Contextualization of Idiot: Kurosawa’s Film Adaptation

Saera Yoon, Indiana University

Kurosawa is probably the most renowned authority among Asian auteurs who translated Dostoevsky’s novels into the visual medium. Film critics (most notably, Richie) are largely critical of Kurosawa’s “blind” worship of Dostoevky that, in their opinion, bound the film’s creative potential unrealized. One Slavic critic, Emma P. Marciano, focuses on the treatment of space and suggests that the difference is due to the macro-level cultural traditions of Japan and Russia. My argument is that Kurosawa in essence did change a few focal points of the original novel, rather than following it faithfully, and in this process the film is stranded between the two national contexts. My paper investigates what fundamental changes are introduced by Kurosawa, how they alter the poetics of the original, and at the same time how they fail to create their own context.

His deep admiration for the Russian writer notwithstanding, Kurosawa appears to be unsatisfied (if unconsciously) with certain parts of the novel and seeks concrete “logic” in Dostoevsky’s indefiniteness. Here Kurosawa neglects “motivation” (motivirovka, in Shklovskii’s usage) in prose. While the origin of Myshkin’s illness is not clearly explained, Kurosawa assigns an all too obvious social context (experience of a war-crime convict) to the protagonist’s epilepsy. And Kurosawa’s Myshkin finds empirical explanation in his attraction to Nastas’ia Filippovna: he sees the parallel between her eyes and those of his convict mate who was waiting for execution. This way, he fills in what he deems Dostoevsky’s holes with the Japanese post-war context.

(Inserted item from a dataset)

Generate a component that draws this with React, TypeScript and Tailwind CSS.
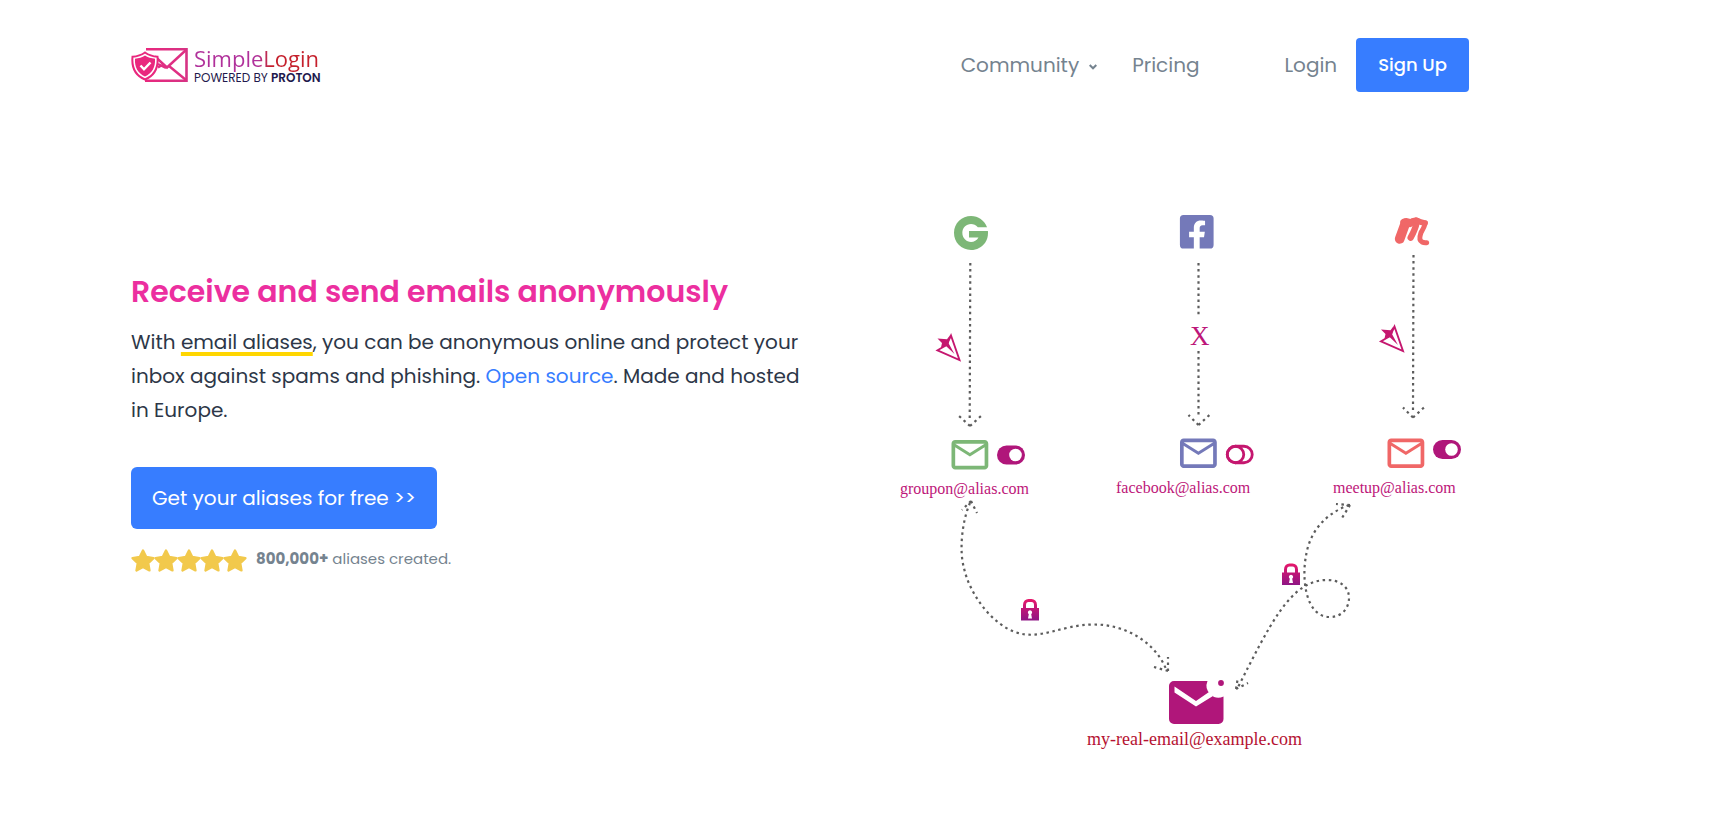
import { FaFacebookSquare } from "react-icons/fa";
import { SiGroupon } from "react-icons/si";

const serif = "font-['Liberation_Serif',serif]";

function Logo() {
  return (
    <a href="#" aria-label="SimpleLogin powered by Proton" className="flex items-center gap-1.5">
      <svg width="57" height="36" viewBox="0 0 57 36" fill="none">
        <defs>
          <linearGradient id="mark" x1="0" y1="0" x2="1" y2="0">
            <stop offset="0" stopColor="#e9287e" />
            <stop offset="1" stopColor="#d63384" />
          </linearGradient>
        </defs>
        <path d="M15 2.300H55.500V33.700H14" stroke="url(#mark)" strokeWidth="2.600" />
        <path d="M55 3L36 20.500 24 9.500M27 20.500l4-2.500M38 19l17 14M27 17l8 4" stroke="#df2f83" strokeWidth="2.400" />
        <path d="M14 5.500C17.500 8 22 9.500 26.500 9.800c1 10.500-3 18.700-12.500 22.700C4.500 28.500.5 20.300 1.500 9.800 6 9.500 10.500 8 14 5.500z" fill="#fff" stroke="#e9287e" strokeWidth="2" />
        <path d="M14 8.500c2.500 1.800 6.500 3 10 3.200.5 8.800-3 14.300-10 17.800-7-3.500-10.500-9-10-17.800 3.500-.2 7.500-1.400 10-3.200z" fill="#e9287e" />
        <path d="M9.500 18.500l3.500 3.800 6.500-6.800" stroke="#fff" strokeWidth="2.400" />
      </svg>
      <span className="flex flex-col">
        <span className="-mt-1 -mb-px bg-gradient-to-r from-[#b0309a] from-50% to-[#c5202c] to-60% bg-clip-text font-['Open_Sans',sans-serif] text-[22px] leading-[30px] text-transparent">SimpleLogin</span>
        <span className="text-[12px] leading-3 text-[#1f1a4d]">POWERED BY <b className="font-semibold">PROTON</b></span>
      </span>
    </a>
  );
}

function Star() {
  return (
    <svg width="23" height="24" viewBox="0 0 23 24" overflow="visible" aria-hidden="true">
      <path
        d="M12 1.500L15.230 8.050 22.460 9.100 17.230 14.200 18.470 21.400 12 18 5.530 21.400 6.770 14.200 1.540 9.100 8.770 8.050z"
        fill="#f2c94c"
        stroke="#f2c94c"
        strokeWidth="2.400"
        strokeLinejoin="round"
      />
    </svg>
  );
}

function Meetup() {
  return (
    <g transform="translate(1320 200) scale(.3333)" fill="none" stroke="#f06767" strokeLinecap="round" strokeLinejoin="round">
      <path d="M239 117L256 70" strokeWidth="29" />
      <path d="M252 67Q262 62 270 70Q280 62 290 64" strokeWidth="22" />
      <path d="M290 68Q286 88 272 113" strokeWidth="19" />
      <path d="M289 61Q302 68 315 69" strokeWidth="17" />
      <path d="M316 69Q313 82 303 98Q295 121 306 126Q312 129 320 128" strokeWidth="15" />
    </g>
  );
}

function Mail({ x, y, color }: { x: number; y: number; color: string }) {
  return (
    <path
      transform={`translate(${x} ${y}) scale(1.84) translate(-2 -4)`}
      fill={color}
      d="M22 6c0-1.100-.9-2-2-2H4c-1.100 0-2 .9-2 2v12c0 1.100.9 2 2 2h16c1.100 0 2-.9 2-2V6zm-2 0l-8 5-8-5h16zm0 12H4V8l8 5 8-5v10z"
    />
  );
}

function Toggle({ x, y, on }: { x: number; y: number; on: boolean }) {
  return on ? (
    <g transform={`translate(${x} ${y})`}>
      <rect width="28" height="19" rx="9.500" fill="#b0167a" />
      <circle cx="18.500" cy="9.500" r="6.300" fill="#fff" />
    </g>
  ) : (
    <g transform={`translate(${x} ${y})`} fill="none" stroke="#c5176f" strokeWidth="2.800">
      <rect x="1.250" y="1.250" width="25" height="16.500" rx="8.250" />
      <circle cx="9.500" cy="9.500" r="8.250" />
    </g>
  );
}

function Plane({ x, y }: { x: number; y: number }) {
  return (
    <g transform={`translate(${x} ${y})`}>
      <path d="M16 2.500L24.500 27 2.500 17.300 11.500 12z" fill="none" stroke="#c5176f" strokeWidth="1.900" />
      <path d="M2.500 5.500L12 6.300l3-4-1.300 8.200 5.800 10.500L11 13l-5 1.500L7 10z" fill="#c5176f" />
    </g>
  );
}

function Lock({ x, y }: { x: number; y: number }) {
  return (
    <g transform={`translate(${x} ${y})`}>
      <path d="M3.500 10V6c0-3 2-4.500 4-4.500h3c2 0 4 1.500 4 4.500v4" fill="none" stroke="url(#lock)" strokeWidth="3" />
      <path d="M0 9h18v12.500H0z" fill="url(#lock)" />
      <path d="M9 11.300a2.200 2.200 0 0 1 1.200 4l.8 4.200H7l.8-4.200A2.200 2.200 0 0 1 9 11.300z" fill="#fff" />
    </g>
  );
}

function Diagram() {
  return (
    <svg viewBox="869 200 600 560" className="w-[600px] max-w-full shrink-0" role="img" aria-label="Aliases forwarding to a real mailbox">
      <defs>
        <linearGradient id="lock" gradientUnits="userSpaceOnUse" x1="0" y1="0" x2="0" y2="22">
          <stop offset="0" stopColor="#e8176a" />
          <stop offset="1" stopColor="#8c1585" />
        </linearGradient>
      </defs>

      <SiGroupon x="954" y="216" size="34" color="#7db777" />
      <FaFacebookSquare x="1177.500" y="212.500" size="38.500" color="#7479b9" />
      <Meetup />

      <g fill="none" stroke="#5c5c5c" strokeWidth="2.200" strokeDasharray="2.500 3.600">
        <path d="M970.300 263L969.700 420M970 426l-11-10M970 426l11-10" />
        <path d="M1198.500 263V316M1198.500 351V416M1198.500 425l-10-10M1198.500 425l11-10" />
        <path d="M1413.500 255L1413 410M1413 417.500l-10-10M1413 417.500l11-10" />
        <path d="M970 503C962 521 959 551 964 568C969 592 990 623 1015 632C1040 641 1060 625 1093 624.500C1125 624 1155 642 1166 669" />
        <path d="M971 501l-9 9M971 501l6 12M1168 671l-14-4M1168 671v-14" />
        <path d="M1349 505C1322 515 1309 535 1306 556C1302 575 1304 617 1330 617C1342 617 1349 608 1349 598C1349 586 1339 580 1327 580C1290 580 1270 625 1237 689" />
        <path d="M1350 505l-14-1M1350 505l-8 13M1236 689l2-12M1236 689l12-6" />
      </g>

      <Plane x={935} y={333} />
      <Plane x={1378.5} y={324} />
      <text x="1190" y="345" fontSize="27" fill="#bd1679" className={serif}>X</text>

      <Mail x={951.5} y={440} color="#7db777" />
      <Mail x={1180} y={438.5} color="#7479b9" />
      <Mail x={1387.5} y={438.5} color="#f06767" />
      <Toggle x={997} y={445.5} on />
      <Toggle x={1226} y={445} on={false} />
      <Toggle x={1433} y={440} on />

      <g fontSize="16" fill="#bd1679" className={serif}>
        <text x="900" y="494">groupon@alias.com</text>
        <text x="1116" y="493">facebook@alias.com</text>
        <text x="1333" y="493">meetup@alias.com</text>
      </g>

      <Lock x={1021} y={599} />
      <Lock x={1282} y={563.5} />

      <path d="M1174 681H1207.500A12 12 0 0 0 1223.500 696.500V719a5 5 0 0 1-5 5H1174a5 5 0 0 1-5-5V686a5 5 0 0 1 5-5z" fill="#b0167a" />
      <path d="M1174.500 686.500L1196 701 1209 692 1213 696 1196 706.500 1174.500 692.500z" fill="#fff" />
      <circle cx="1221" cy="683" r="2.900" fill="#b0167a" />
      <text x="1087" y="745" fontSize="18" fill="#b51232" className={serif}>my-real-email@example.com</text>
    </svg>
  );
}

export default function App() {
  return (
    <div className="max-w-[1600px] bg-white px-[131px] font-['Poppins','Inter',sans-serif] text-[#2d3748]">
      <header className="flex items-center justify-between pt-[38px]">
        <Logo />
        <nav className="flex items-center text-xl text-[#75838f]">
          <button type="button" className="flex items-center gap-2.5">
            Community
            <svg width="8" height="6" viewBox="0 0 8 6" className="mt-1" fill="none" stroke="currentColor" strokeWidth="2" aria-hidden="true">
              <path d="M.7 1L4 4.300 7.300 1" />
            </svg>
          </button>
          <a href="#" className="ml-[35px]">Pricing</a>
          <a href="#" className="ml-[85px]">Login</a>
          <a href="#" className="ml-[19px] rounded bg-[#377dff] px-[22px] py-3 text-lg leading-[30px] font-medium text-white">Sign Up</a>
        </nav>
      </header>

      <main className="flex items-start justify-between pt-[108px]">
        <section className="w-[680px] pt-[72px]">
          <h1 className="text-[30px] leading-10 font-semibold text-[#ec2f9f]">Receive and send emails anonymously</h1>
          <p className="mt-[13px] text-xl leading-[34px]">
            With <span className="underline decoration-[#ffd600] decoration-4 underline-offset-[3px]">email aliases</span>, you can be anonymous online and protect your inbox against spams and phishing.{" "}
            <a href="#" className="text-[#377dff]">Open source</a>. Made and hosted in Europe.
          </p>
          <a href="#" className="mt-10 inline-block rounded-md bg-[#377dff] px-[21px] py-4 text-xl leading-[30px] text-white">Get your aliases for free &gt;&gt;</a>
          <div className="mt-5 flex items-start gap-2.5 text-[15px] leading-5 text-[#75838f]">
            <span className="flex">
              {[0, 1, 2, 3, 4].map((i) => <Star key={i} />)}
            </span>
            <span><b>800,000+</b> aliases created.</span>
          </div>
        </section>
        <Diagram />
      </main>
    </div>
  );
}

I will further analyze how Kurosawa’s changes directly reflect his understanding of Myshkin. Kurosawa admired Dostoevsky’s sympathy for man’s suffering and he wanted to render exactly that component on his screen. And everything else operates to maximize and dramatize the innocent man’s tragic journey in the materialistic world. In this respect, another significant addition is the reinforced commercialism that heightens the tension between the innocent/pure man and the corrupt world. To take a few examples, the photograph of Nastas’ia Filippovna at a photo studio, in place of a portrait circulating in an intimate circle (Epanchins, Ganya and accidentally Myshkin), points to the commercialism of woman’s beauty (sex) on public display. Also, how Myshkin gets wealthy in the movie is presented in an ugly commercial intrigue with his close relations involved. Given this, Kurosawa’s change in the original’s use of time can be explained. Unlike Dostoevsky’s use of both winter and summer, Kurosawa sticks only to winter and fills the screen with snow all throughout the movie. On the one hand, it symbolizes the protagonist’s innocence (as Kurosawa interprets him) but at the same time, the director renders the treachery of the society by masterfully employing the ambivalence of snow.

Kurosawa’s changes, however, bear a consequence to chastise the original’s rich complexity and irony toward characters. Moreover, the initial expectation of reflecting Japanese context (prompted by the reference to the World War II) is not fulfilled. The utilization of space, in this respect, is telling in that his protagonist moves from one periphery to another in Japan. He fails to relate the film to his own national context, or to the audience outside Japan.